(REQUIREMENTS):
Give every line of the data again, unchanged, but with no pictures.

——

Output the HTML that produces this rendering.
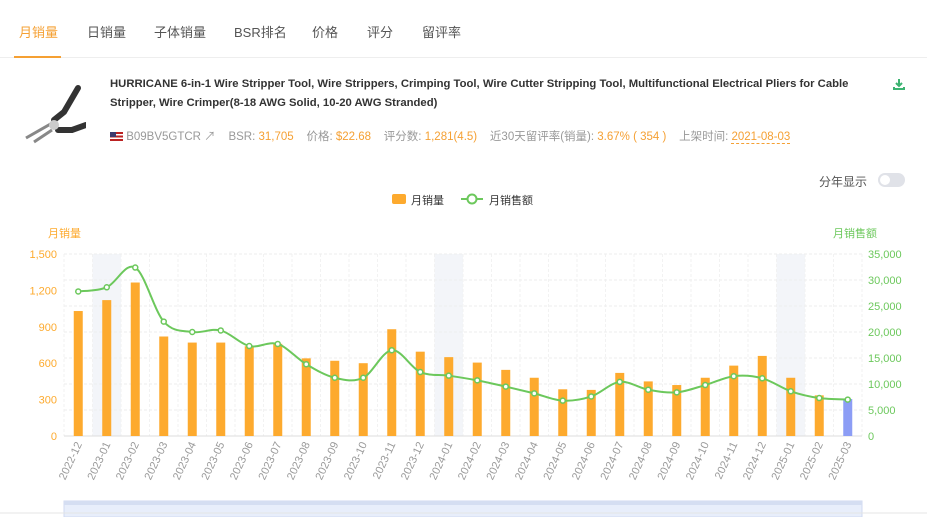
<!DOCTYPE html>
<html><head><meta charset="utf-8"><style>
*{margin:0;padding:0;box-sizing:border-box}
body{width:927px;height:517px;overflow:hidden;background:#fff;font-family:"Liberation Sans","Noto Sans CJK SC",sans-serif;position:relative}
.tabs{position:absolute;left:0;top:0;width:927px;height:58px;border-bottom:1px solid #eee}
.tab{position:absolute;top:22px;font-size:13px;color:#555}
.tab.a{color:#f5a033}
.ul{position:absolute;left:14px;top:56px;width:47px;height:2px;background:#f5a033}
.title{position:absolute;left:110px;top:75px;width:780px;font-size:11.3px;font-weight:bold;color:#333;line-height:19px}
.meta{position:absolute;left:110px;top:128px;font-size:11.5px;color:#999;white-space:nowrap}
.meta b{font-weight:normal;color:#f5a033}
.sw{position:absolute;left:819px;top:173px;font-size:12px;color:#555}
.tg{position:absolute;left:878px;top:173px;width:27px;height:14px;border-radius:7px;background:#e0e2e8}
.tg i{position:absolute;left:2px;top:2px;width:10px;height:10px;border-radius:5px;background:#fff}
</style></head><body>
<div class="tabs">
<span class="tab a" style="left:19px">月销量</span>
<span class="tab" style="left:87px">日销量</span>
<span class="tab" style="left:154px">子体销量</span>
<span class="tab" style="left:234px">BSR排名</span>
<span class="tab" style="left:312px">价格</span>
<span class="tab" style="left:367px">评分</span>
<span class="tab" style="left:422px">留评率</span>
<div class="ul"></div>
</div>
<svg style="position:absolute;left:14px;top:80px" width="72" height="65" viewBox="0 0 72 65">
<path d="M64 8 L50 32 L40 40" stroke="#333" stroke-width="6" fill="none" stroke-linecap="round"/>
<path d="M72 45 L58 50 L44 50" stroke="#333" stroke-width="6" fill="none" stroke-linecap="round"/>
<path d="M40 42 L12 58 M38 50 L20 62" stroke="#888" stroke-width="3" fill="none"/>
<circle cx="40" cy="45" r="5" fill="#ccc"/>
</svg>
<div class="title">HURRICANE 6-in-1 Wire Stripper Tool, Wire Strippers, Crimping Tool, Wire Cutter Stripping Tool, Multifunctional Electrical Pliers for Cable Stripper, Wire Crimper(8-18 AWG Solid, 10-20 AWG Stranded)</div>
<svg style="position:absolute;left:893px;top:78px" width="12" height="12"><path d="M6 1v6M3 5l3 3 3-3M1 9v2h10V9" stroke="#3cb371" stroke-width="2" fill="none"/></svg>
<div class="meta"><span style="display:inline-block;width:13px;height:9px;background:linear-gradient(#b22 0 20%,#fff 20% 40%,#b22 40% 60%,#fff 60% 80%,#b22 80%);position:relative;vertical-align:-1px"><i style="position:absolute;left:0;top:0;width:6px;height:5px;background:#3c3b6e"></i></span> B09BV5GTCR ↗ &nbsp;&nbsp; BSR: <b>31,705</b> &nbsp;&nbsp; 价格: <b>$22.68</b> &nbsp;&nbsp; 评分数: <b>1,281(4.5)</b> &nbsp;&nbsp; 近30天留评率(销量): <b>3.67% ( 354 )</b> &nbsp;&nbsp; 上架时间: <b style="border-bottom:1px dashed #f5a033">2021-08-03</b></div>
<div class="sw">分年显示</div><div class="tg"><i></i></div>
<svg id="c" style="position:absolute;left:0;top:190px" width="927" height="327"></svg>
<script>
var s=document.getElementById('c'),h='',T=190;
function Y(v){return 436-T-v/1500*182}function Y2(v){return 436-T-v/35*182}
var L=64,R=862,W=(R-L)/28;
h+='<rect x="392" y="4" width="14" height="10" fill="#fdaa2e" rx="2"/><text x="411" y="14" font-size="11" fill="#333">月销量</text>';
h+='<line x1="461" y1="9" x2="483" y2="9" stroke="#6cc85c" stroke-width="2"/><circle cx="472" cy="9" r="4.5" fill="#fff" stroke="#6cc85c" stroke-width="2"/><text x="489" y="14" font-size="11" fill="#333">月销售额</text>';
h+='<text x="48" y="47" font-size="11" fill="#fdaa2e">月销量</text><text x="833" y="47" font-size="11" fill="#6cc85c">月销售额</text>';
[1,13,25].forEach(function(i){h+='<rect x="'+(L+W*i)+'" y="'+(254-T)+'" width="'+W+'" height="182" fill="#f3f5f9"/>'});
for(var i=0;i<=28;i++)h+='<line x1="'+(L+W*i)+'" y1="'+(254-T)+'" x2="'+(L+W*i)+'" y2="'+(436-T)+'" stroke="#f2f2f2" stroke-dasharray="3,2"/>';
for(var k=0;k<=7;k++){var y=436-T-k*182/7;h+='<line x1="'+L+'" y1="'+y+'" x2="'+R+'" y2="'+y+'" stroke="#eee" stroke-dasharray="3,2"/><text x="'+(R+6)+'" y="'+(y+4)+'" font-size="11" fill="#6cc85c">'+(k?(k*5)+',000':'0')+'</text>'}
for(var k=0;k<=5;k++){var y=436-T-k*182/5;h+='<text x="57" y="'+(y+4)+'" font-size="11" fill="#fdaa2e" text-anchor="end">'+['0','300','600','900','1,200','1,500'][k]+'</text>'}
h+='<line x1="'+L+'" y1="'+(436-T)+'" x2="'+R+'" y2="'+(436-T)+'" stroke="#ddd"/>';
var b=[1030,1120,1265,820,770,770,740,760,640,620,600,880,695,650,605,545,480,385,380,520,450,420,480,580,660,480,335,305];
var l=[27.8,28.6,32.4,22,20,20.3,17.3,17.7,13.8,11.2,11.2,16.5,12.3,11.6,10.7,9.5,8.2,6.8,7.6,10.4,8.9,8.4,9.8,11.5,11.1,8.6,7.3,7.0];
var lab=['2022-12'];for(var y=2023;y<=2025;y++)for(var m=1;m<=12;m++){if(y==2025&&m>3)break;lab.push(y+'-'+(m<10?'0':'')+m)}
var P=[];
b.forEach(function(v,i){var cx=L+W*i+W/2;h+='<rect x="'+(cx-4.5)+'" y="'+Y(v)+'" width="9" height="'+(436-T-Y(v))+'" fill="'+(i==27?'#8c9df5':'#fdaa2e')+'"/>';P.push([cx,Y2(l[i])]);
h+='<text transform="translate('+(cx+4)+','+(444-T)+') rotate(-65)" font-size="11" fill="#999" text-anchor="end">'+lab[i]+'</text>'});
var d='M'+P[0][0]+' '+P[0][1];
for(var i=0;i<P.length-1;i++){var p0=P[Math.max(i-1,0)],p1=P[i],p2=P[i+1],p3=P[Math.min(i+2,P.length-1)];
d+=' C'+(p1[0]+(p2[0]-p0[0])/6)+' '+(p1[1]+(p2[1]-p0[1])/6)+' '+(p2[0]-(p3[0]-p1[0])/6)+' '+(p2[1]-(p3[1]-p1[1])/6)+' '+p2[0]+' '+p2[1]}
h+='<path d="'+d+'" stroke="#6cc85c" stroke-width="2" fill="none"/>';
P.forEach(function(p){h+='<circle cx="'+p[0]+'" cy="'+p[1]+'" r="2.5" fill="#fff" stroke="#6cc85c" stroke-width="1.5"/>'});
h+='<rect x="'+L+'" y="'+(501-T)+'" width="'+(R-L)+'" height="16" fill="#e8eefb" stroke="#d0daf0"/><rect x="'+L+'" y="'+(501-T)+'" width="'+(R-L)+'" height="4" fill="#d5def2"/>';
h+='<line x1="0" y1="'+(513-T)+'" x2="927" y2="'+(513-T)+'" stroke="#e5e5e5"/>';
s.innerHTML=h;
</script>
</body></html>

——

(THE COMPLETED TASK):
Output the HTML that produces this rendering.
<!DOCTYPE html>
<html><head><meta charset="utf-8"><style>
*{margin:0;padding:0;box-sizing:border-box}
body{width:927px;height:517px;overflow:hidden;background:#fff;font-family:"Liberation Sans","Noto Sans CJK SC",sans-serif;position:relative}
.tabs{position:absolute;left:0;top:0;width:927px;height:58px;border-bottom:1px solid #eee}
.tab{position:absolute;top:22px;font-size:13px;color:#555}
.tab.a{color:#f5a033}
.ul{position:absolute;left:14px;top:56px;width:47px;height:2px;background:#f5a033}
.title{position:absolute;left:110px;top:75px;width:780px;font-size:11.3px;font-weight:bold;color:#333;line-height:19px}
.meta{position:absolute;left:110px;top:128px;font-size:11.5px;color:#999;white-space:nowrap}
.meta b{font-weight:normal;color:#f5a033}
.sw{position:absolute;left:819px;top:173px;font-size:12px;color:#555}
.tg{position:absolute;left:878px;top:173px;width:27px;height:14px;border-radius:7px;background:#e0e2e8}
.tg i{position:absolute;left:2px;top:2px;width:10px;height:10px;border-radius:5px;background:#fff}
</style></head><body>
<div class="tabs">
<span class="tab a" style="left:19px">月销量</span>
<span class="tab" style="left:87px">日销量</span>
<span class="tab" style="left:154px">子体销量</span>
<span class="tab" style="left:234px">BSR排名</span>
<span class="tab" style="left:312px">价格</span>
<span class="tab" style="left:367px">评分</span>
<span class="tab" style="left:422px">留评率</span>
<div class="ul"></div>
</div>
<svg style="position:absolute;left:14px;top:80px" width="72" height="65" viewBox="0 0 72 65">
<path d="M64 8 L50 32 L40 40" stroke="#333" stroke-width="6" fill="none" stroke-linecap="round"/>
<path d="M72 45 L58 50 L44 50" stroke="#333" stroke-width="6" fill="none" stroke-linecap="round"/>
<path d="M40 42 L12 58 M38 50 L20 62" stroke="#888" stroke-width="3" fill="none"/>
<circle cx="40" cy="45" r="5" fill="#ccc"/>
</svg>
<div class="title">HURRICANE 6-in-1 Wire Stripper Tool, Wire Strippers, Crimping Tool, Wire Cutter Stripping Tool, Multifunctional Electrical Pliers for Cable Stripper, Wire Crimper(8-18 AWG Solid, 10-20 AWG Stranded)</div>
<svg style="position:absolute;left:893px;top:78px" width="12" height="12"><path d="M6 1v6M3 5l3 3 3-3M1 9v2h10V9" stroke="#3cb371" stroke-width="2" fill="none"/></svg>
<div class="meta"><span style="display:inline-block;width:13px;height:9px;background:linear-gradient(#b22 0 20%,#fff 20% 40%,#b22 40% 60%,#fff 60% 80%,#b22 80%);position:relative;vertical-align:-1px"><i style="position:absolute;left:0;top:0;width:6px;height:5px;background:#3c3b6e"></i></span> B09BV5GTCR ↗ &nbsp;&nbsp; BSR: <b>31,705</b> &nbsp;&nbsp; 价格: <b>$22.68</b> &nbsp;&nbsp; 评分数: <b>1,281(4.5)</b> &nbsp;&nbsp; 近30天留评率(销量): <b>3.67% ( 354 )</b> &nbsp;&nbsp; 上架时间: <b style="border-bottom:1px dashed #f5a033">2021-08-03</b></div>
<div class="sw">分年显示</div><div class="tg"><i></i></div>
<svg id="c" style="position:absolute;left:0;top:190px" width="927" height="327"></svg>
<script>
var s=document.getElementById('c'),h='',T=190;
function Y(v){return 436-T-v/1500*182}function Y2(v){return 436-T-v/35*182}
var L=64,R=862,W=(R-L)/28;
h+='<rect x="392" y="4" width="14" height="10" fill="#fdaa2e" rx="2"/><text x="411" y="14" font-size="11" fill="#333">月销量</text>';
h+='<line x1="461" y1="9" x2="483" y2="9" stroke="#6cc85c" stroke-width="2"/><circle cx="472" cy="9" r="4.5" fill="#fff" stroke="#6cc85c" stroke-width="2"/><text x="489" y="14" font-size="11" fill="#333">月销售额</text>';
h+='<text x="48" y="47" font-size="11" fill="#fdaa2e">月销量</text><text x="833" y="47" font-size="11" fill="#6cc85c">月销售额</text>';
[1,13,25].forEach(function(i){h+='<rect x="'+(L+W*i)+'" y="'+(254-T)+'" width="'+W+'" height="182" fill="#f3f5f9"/>'});
for(var i=0;i<=28;i++)h+='<line x1="'+(L+W*i)+'" y1="'+(254-T)+'" x2="'+(L+W*i)+'" y2="'+(436-T)+'" stroke="#f2f2f2" stroke-dasharray="3,2"/>';
for(var k=0;k<=7;k++){var y=436-T-k*182/7;h+='<line x1="'+L+'" y1="'+y+'" x2="'+R+'" y2="'+y+'" stroke="#eee" stroke-dasharray="3,2"/><text x="'+(R+6)+'" y="'+(y+4)+'" font-size="11" fill="#6cc85c">'+(k?(k*5)+',000':'0')+'</text>'}
for(var k=0;k<=5;k++){var y=436-T-k*182/5;h+='<text x="57" y="'+(y+4)+'" font-size="11" fill="#fdaa2e" text-anchor="end">'+['0','300','600','900','1,200','1,500'][k]+'</text>'}
h+='<line x1="'+L+'" y1="'+(436-T)+'" x2="'+R+'" y2="'+(436-T)+'" stroke="#ddd"/>';
var b=[1030,1120,1265,820,770,770,740,760,640,620,600,880,695,650,605,545,480,385,380,520,450,420,480,580,660,480,335,305];
var l=[27.8,28.6,32.4,22,20,20.3,17.3,17.7,13.8,11.2,11.2,16.5,12.3,11.6,10.7,9.5,8.2,6.8,7.6,10.4,8.9,8.4,9.8,11.5,11.1,8.6,7.3,7.0];
var lab=['2022-12'];for(var y=2023;y<=2025;y++)for(var m=1;m<=12;m++){if(y==2025&&m>3)break;lab.push(y+'-'+(m<10?'0':'')+m)}
var P=[];
b.forEach(function(v,i){var cx=L+W*i+W/2;h+='<rect x="'+(cx-4.5)+'" y="'+Y(v)+'" width="9" height="'+(436-T-Y(v))+'" fill="'+(i==27?'#8c9df5':'#fdaa2e')+'"/>';P.push([cx,Y2(l[i])]);
h+='<text transform="translate('+(cx+4)+','+(444-T)+') rotate(-65)" font-size="11" fill="#999" text-anchor="end">'+lab[i]+'</text>'});
var d='M'+P[0][0]+' '+P[0][1];
for(var i=0;i<P.length-1;i++){var p0=P[Math.max(i-1,0)],p1=P[i],p2=P[i+1],p3=P[Math.min(i+2,P.length-1)];
d+=' C'+(p1[0]+(p2[0]-p0[0])/6)+' '+(p1[1]+(p2[1]-p0[1])/6)+' '+(p2[0]-(p3[0]-p1[0])/6)+' '+(p2[1]-(p3[1]-p1[1])/6)+' '+p2[0]+' '+p2[1]}
h+='<path d="'+d+'" stroke="#6cc85c" stroke-width="2" fill="none"/>';
P.forEach(function(p){h+='<circle cx="'+p[0]+'" cy="'+p[1]+'" r="2.5" fill="#fff" stroke="#6cc85c" stroke-width="1.5"/>'});
h+='<rect x="'+L+'" y="'+(501-T)+'" width="'+(R-L)+'" height="16" fill="#e8eefb" stroke="#d0daf0"/><rect x="'+L+'" y="'+(501-T)+'" width="'+(R-L)+'" height="4" fill="#d5def2"/>';
h+='<line x1="0" y1="'+(513-T)+'" x2="927" y2="'+(513-T)+'" stroke="#e5e5e5"/>';
s.innerHTML=h;
</script>
</body></html>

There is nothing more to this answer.